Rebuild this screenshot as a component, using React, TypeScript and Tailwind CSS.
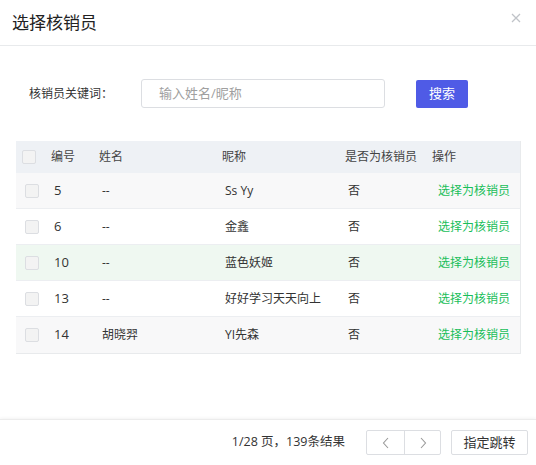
import React from "react";

const rows = [
  { id: "5", name: "--", nick: "Ss Yy", bg: "bg-[#f8f8f9]" },
  { id: "6", name: "--", nick: "金鑫", bg: "bg-white" },
  { id: "10", name: "--", nick: "蓝色妖姬", bg: "bg-[#eff8f1]" },
  { id: "13", name: "--", nick: "好好学习天天向上", bg: "bg-white" },
  { id: "14", name: "胡晓羿", nick: "YI先森", bg: "bg-[#f8f8f9]" },
];

const cols = "grid grid-cols-[35px_48px_123px_123px_87px_1fr] items-center";

function Box() {
  return <span className="block w-[14px] h-[14px] rounded-[2px] border border-[#dcdee2] bg-[#f3f3f3]" />;
}

export default function App() {
  return (
    <div
      className="relative w-[536px] h-[465px] bg-white flex flex-col text-[#333]"
      style={{ fontFamily: '"Open Sans", "Noto Sans CJK SC", sans-serif' }}
    >
      <div className="h-[46px] border-b border-[#e8eaec] flex items-center px-3 shrink-0">
        <h2 className="text-[17px] leading-none text-[#222]">选择核销员</h2>
        <svg className="absolute right-[15px] top-[13px]" width="10" height="10" viewBox="0 0 10 10" stroke="#c0c3c8" strokeWidth="1.3">
          <path d="M1 1 9 9M9 1 1 9" />
        </svg>
      </div>

      <div className="flex items-center mt-[33px] pl-[29px] shrink-0">
        <label className="w-[112px] text-[12px]">核销员关键词：</label>
        <div className="w-[244px] h-[29px] border border-[#dcdee2] rounded-[3px] flex items-center pl-[17px] text-[13px] text-[#a0a0a0]">
          输入姓名/昵称
        </div>
        <button className="ml-[31px] w-[52px] h-[28px] rounded-[2px] bg-[#4f5be6] text-white text-[13px]">
          搜索
        </button>
      </div>

      <div className="mt-[33px] mx-[16px] w-[505px] border-r border-b border-[#e8eaec] text-[12px] shrink-0">
        <div className={`${cols} h-[32px] bg-[#eef1f5] text-[#444]`}>
          <div className="pl-[6px]"><Box /></div>
          <div>编号</div>
          <div>姓名</div>
          <div>昵称</div>
          <div>是否为核销员</div>
          <div>操作</div>
        </div>
        {rows.map((r, i) => (
          <div key={r.id} className={`${cols} h-[36px] ${r.bg} ${i < rows.length - 1 ? "border-b border-[#eceef1]" : ""}`}>
            <div className="pl-[9px]"><Box /></div>
            <div className="pl-[3px] text-[13px]">{r.id}</div>
            <div className="pl-[3px]">{r.name}</div>
            <div className="pl-[3px]">{r.nick}</div>
            <div className="pl-[3px]">否</div>
            <div className="pl-[6px] text-[#19be5a]">选择为核销员</div>
          </div>
        ))}
      </div>

      <div className="flex-1" />

      <div className="h-[46px] shrink-0 border-t border-[#ececec] shadow-[0_-1px_3px_rgba(0,0,0,0.05)] flex items-center justify-end pr-[8px] text-[13px]">
        <span className="mr-[21px] text-[12.5px]">1/28 页，139条结果</span>
        <div className="flex h-[25px] border border-[#dcdee2] rounded-[2px] mr-[10px] text-[#999]">
          <span className="w-[38px] flex items-center justify-center border-r border-[#dcdee2]">
            <svg width="8" height="12" viewBox="0 0 8 12" fill="none" stroke="#999" strokeWidth="1.1"><path d="M6 1 1.5 6 6 11" /></svg>
          </span>
          <span className="w-[35px] flex items-center justify-center">
            <svg width="8" height="12" viewBox="0 0 8 12" fill="none" stroke="#999" strokeWidth="1.1"><path d="M2 1 6.5 6 2 11" /></svg>
          </span>
        </div>
        <button className="w-[77px] h-[25px] border border-[#dcdee2] rounded-[2px] text-[13px]">指定跳转</button>
      </div>
    </div>
  );
}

+--

WHAT TO DO
Pull out all lines containing "React".

TASK RESULT
Rebuild this screenshot as a component, using React, TypeScript and Tailwind CSS.
import React from "react";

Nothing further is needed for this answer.